Problem details:
Write out each line word for word. Drop pictures.

***** Stored data *****

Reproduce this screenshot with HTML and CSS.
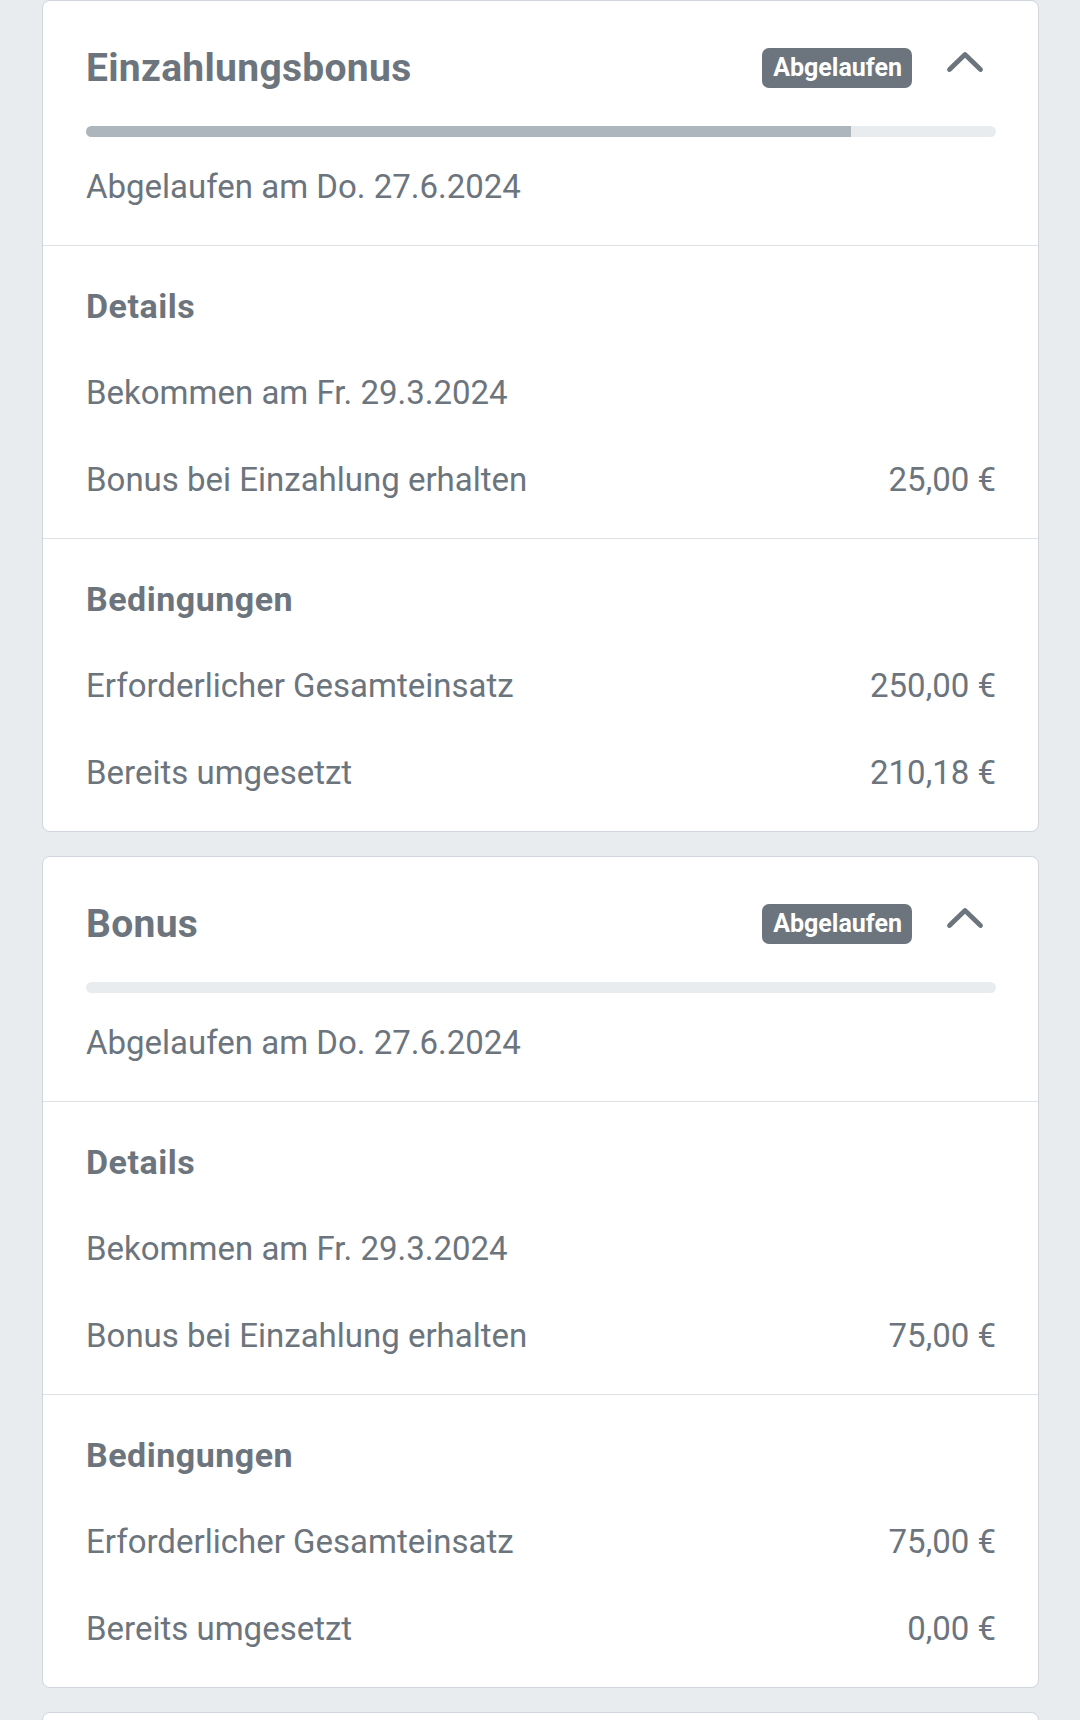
FILE: index.html
```html
<!DOCTYPE html>
<html>
  <head>
    <title>Boni</title>
    <link rel="stylesheet" href="styles.css">
  </head>
  <body>

    <div class="bonus-card">
      <div class="bonus-head">
        <div class="bonus-title-row">
          <h2 class="bonus-title">Einzahlungsbonus</h2>
          <span class="badge">Abgelaufen</span>
          <svg class="chevron" width="40" height="40" viewBox="0 0 40 40">
            <path d="M4.5 21.5 L20 6.5 L35.5 21.5" fill="none" stroke="#6c757d" stroke-width="4.8" stroke-linecap="round" stroke-linejoin="round"/>
          </svg>
        </div>
        <div class="progress">
          <div class="progress-fill" style="width: 84.07%"></div>
        </div>
        <p class="bonus-date">Abgelaufen am Do. 27.6.2024</p>
      </div>

      <div class="bonus-section">
        <h3 class="section-title">Details</h3>
        <div class="row"><span>Bekommen am Fr. 29.3.2024</span></div>
        <div class="row"><span>Bonus bei Einzahlung erhalten</span><span>25,00 €</span></div>
      </div>

      <div class="bonus-section">
        <h3 class="section-title">Bedingungen</h3>
        <div class="row"><span>Erforderlicher Gesamteinsatz</span><span>250,00 €</span></div>
        <div class="row"><span>Bereits umgesetzt</span><span>210,18 €</span></div>
      </div>
    </div>

    <div class="bonus-card">
      <div class="bonus-head">
        <div class="bonus-title-row">
          <h2 class="bonus-title">Bonus</h2>
          <span class="badge">Abgelaufen</span>
          <svg class="chevron" width="40" height="40" viewBox="0 0 40 40">
            <path d="M4.5 21.5 L20 6.5 L35.5 21.5" fill="none" stroke="#6c757d" stroke-width="4.8" stroke-linecap="round" stroke-linejoin="round"/>
          </svg>
        </div>
        <div class="progress">
          <div class="progress-fill" style="width: 0%"></div>
        </div>
        <p class="bonus-date">Abgelaufen am Do. 27.6.2024</p>
      </div>

      <div class="bonus-section">
        <h3 class="section-title">Details</h3>
        <div class="row"><span>Bekommen am Fr. 29.3.2024</span></div>
        <div class="row"><span>Bonus bei Einzahlung erhalten</span><span>75,00 €</span></div>
      </div>

      <div class="bonus-section">
        <h3 class="section-title">Bedingungen</h3>
        <div class="row"><span>Erforderlicher Gesamteinsatz</span><span>75,00 €</span></div>
        <div class="row"><span>Bereits umgesetzt</span><span>0,00 €</span></div>
      </div>
    </div>

    <div class="bonus-card bonus-card-empty"></div>

  </body>
</html>
```

FILE: styles.css
```css
body {
  margin: 0;
  padding: 0 41px 0 42px;
  background-color: #e9ecef;
  color: #6c757d;
  font-family: Roboto, "Liberation Sans", Arial, sans-serif;
  font-size: 33px;
  line-height: 40px;
}

.bonus-card {
  background-color: #fff;
  border: 1px solid #d1d6dc;
  border-radius: 8px;
  margin-bottom: 24px;
}

.bonus-card-empty {
  height: 400px;
}

.bonus-head {
  padding: 43px 42px 38px 43px;
  border-bottom: 1px solid #dee2e6;
}

.bonus-title-row {
  display: flex;
  align-items: center;
  height: 48px;
}

.bonus-title {
  flex-grow: 1;
  margin: 0;
  font-size: 39px;
  line-height: 48px;
  font-weight: bold;
  letter-spacing: 0.3px;
}

.badge {
  background-color: #6c757d;
  color: #fff;
  font-size: 25px;
  font-weight: bold;
  height: 40px;
  line-height: 40px;
  padding: 0 10px 0 11px;
  border-radius: 7px;
}

.chevron {
  display: block;
  margin-left: 33px;
  margin-right: 11px;
}

.progress {
  margin-top: 34px;
  height: 11px;
  border-radius: 6px;
  background-color: #e9ecef;
  overflow: hidden;
}

.progress-fill {
  height: 100%;
  background-color: #adb5bd;
}

.bonus-date {
  margin: 30px 0 0;
}

.bonus-section {
  display: flex;
  flex-direction: column;
  gap: 47px;
  padding: 40px 42px 38px 43px;
}

.bonus-section + .bonus-section {
  border-top: 1px solid #dee2e6;
}

.section-title {
  margin: 0;
  font-size: 34px;
  line-height: 40px;
  font-weight: bold;
  letter-spacing: 0.5px;
}

.row {
  display: flex;
  justify-content: space-between;
}
```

*****

Written solution:
Reproduce this screenshot with HTML and CSS.
FILE: index.html
```html
<!DOCTYPE html>
<html>
  <head>
    <title>Boni</title>
    <link rel="stylesheet" href="styles.css">
  </head>
  <body>

    <div class="bonus-card">
      <div class="bonus-head">
        <div class="bonus-title-row">
          <h2 class="bonus-title">Einzahlungsbonus</h2>
          <span class="badge">Abgelaufen</span>
          <svg class="chevron" width="40" height="40" viewBox="0 0 40 40">
            <path d="M4.5 21.5 L20 6.5 L35.5 21.5" fill="none" stroke="#6c757d" stroke-width="4.8" stroke-linecap="round" stroke-linejoin="round"/>
          </svg>
        </div>
        <div class="progress">
          <div class="progress-fill" style="width: 84.07%"></div>
        </div>
        <p class="bonus-date">Abgelaufen am Do. 27.6.2024</p>
      </div>

      <div class="bonus-section">
        <h3 class="section-title">Details</h3>
        <div class="row"><span>Bekommen am Fr. 29.3.2024</span></div>
        <div class="row"><span>Bonus bei Einzahlung erhalten</span><span>25,00 €</span></div>
      </div>

      <div class="bonus-section">
        <h3 class="section-title">Bedingungen</h3>
        <div class="row"><span>Erforderlicher Gesamteinsatz</span><span>250,00 €</span></div>
        <div class="row"><span>Bereits umgesetzt</span><span>210,18 €</span></div>
      </div>
    </div>

    <div class="bonus-card">
      <div class="bonus-head">
        <div class="bonus-title-row">
          <h2 class="bonus-title">Bonus</h2>
          <span class="badge">Abgelaufen</span>
          <svg class="chevron" width="40" height="40" viewBox="0 0 40 40">
            <path d="M4.5 21.5 L20 6.5 L35.5 21.5" fill="none" stroke="#6c757d" stroke-width="4.8" stroke-linecap="round" stroke-linejoin="round"/>
          </svg>
        </div>
        <div class="progress">
          <div class="progress-fill" style="width: 0%"></div>
        </div>
        <p class="bonus-date">Abgelaufen am Do. 27.6.2024</p>
      </div>

      <div class="bonus-section">
        <h3 class="section-title">Details</h3>
        <div class="row"><span>Bekommen am Fr. 29.3.2024</span></div>
        <div class="row"><span>Bonus bei Einzahlung erhalten</span><span>75,00 €</span></div>
      </div>

      <div class="bonus-section">
        <h3 class="section-title">Bedingungen</h3>
        <div class="row"><span>Erforderlicher Gesamteinsatz</span><span>75,00 €</span></div>
        <div class="row"><span>Bereits umgesetzt</span><span>0,00 €</span></div>
      </div>
    </div>

    <div class="bonus-card bonus-card-empty"></div>

  </body>
</html>
```

FILE: styles.css
```css
body {
  margin: 0;
  padding: 0 41px 0 42px;
  background-color: #e9ecef;
  color: #6c757d;
  font-family: Roboto, "Liberation Sans", Arial, sans-serif;
  font-size: 33px;
  line-height: 40px;
}

.bonus-card {
  background-color: #fff;
  border: 1px solid #d1d6dc;
  border-radius: 8px;
  margin-bottom: 24px;
}

.bonus-card-empty {
  height: 400px;
}

.bonus-head {
  padding: 43px 42px 38px 43px;
  border-bottom: 1px solid #dee2e6;
}

.bonus-title-row {
  display: flex;
  align-items: center;
  height: 48px;
}

.bonus-title {
  flex-grow: 1;
  margin: 0;
  font-size: 39px;
  line-height: 48px;
  font-weight: bold;
  letter-spacing: 0.3px;
}

.badge {
  background-color: #6c757d;
  color: #fff;
  font-size: 25px;
  font-weight: bold;
  height: 40px;
  line-height: 40px;
  padding: 0 10px 0 11px;
  border-radius: 7px;
}

.chevron {
  display: block;
  margin-left: 33px;
  margin-right: 11px;
}

.progress {
  margin-top: 34px;
  height: 11px;
  border-radius: 6px;
  background-color: #e9ecef;
  overflow: hidden;
}

.progress-fill {
  height: 100%;
  background-color: #adb5bd;
}

.bonus-date {
  margin: 30px 0 0;
}

.bonus-section {
  display: flex;
  flex-direction: column;
  gap: 47px;
  padding: 40px 42px 38px 43px;
}

.bonus-section + .bonus-section {
  border-top: 1px solid #dee2e6;
}

.section-title {
  margin: 0;
  font-size: 34px;
  line-height: 40px;
  font-weight: bold;
  letter-spacing: 0.5px;
}

.row {
  display: flex;
  justify-content: space-between;
}
```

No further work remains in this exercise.